By topping 10,000 confirmed supernovae, ZTF has more data to feed into BTSbot. So far, BTSbot has trained on more than 5,200 supernovae. And its performance will continue to improve as its trained on thousands more.

“We need lots of data to train machine-learning models in the first place,” Miller said. “If we only had 100 or even 500 supernovae, that wouldn’t be enough to train a model that works as well as BTSbot.”

Preparing for the future

When the Vera Rubin Observatory opens in 2025, it will be much more sensitive than ZTF. Astronomers predict the new observatory, located in the Chilean mountains, will detect millions of new supernovae. And AI will help with that search.

“BTSbot in its current form will not be deployed at the Rubin Observatory,” Rehemtulla said. “But we will deploy some evolved version of BTSbot, which will be based on similar principles.”

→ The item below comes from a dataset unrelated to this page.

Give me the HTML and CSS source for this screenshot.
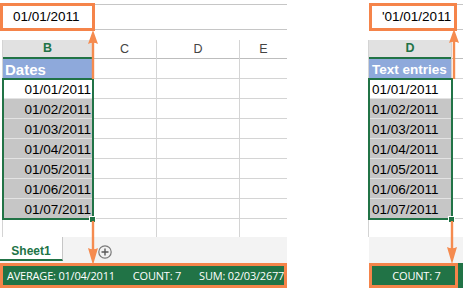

“The machine learning and AI tools we have developed for ZTF will become essential when the Vera Rubin Observatory begins operations,” said Daniel Perley, an astronomer at Liverpool John Moores University in the U.K. who developed the search and discovery procedures for the BTS. “We have already planned to work closely with Rubin to transfer machine-learning knowledge and technology.”

Funded by the National Science Foundation, ZTF is an international partnership among Northwestern; Caltech; University of Stockholm in Sweden; Ruhr University Bochum in Germany; University of Warwick in the U.K.; Drexel University; Cornell University; University of Maryland, College Park; University of Wisconsin, Milwaukee; and University of California, Berkeley.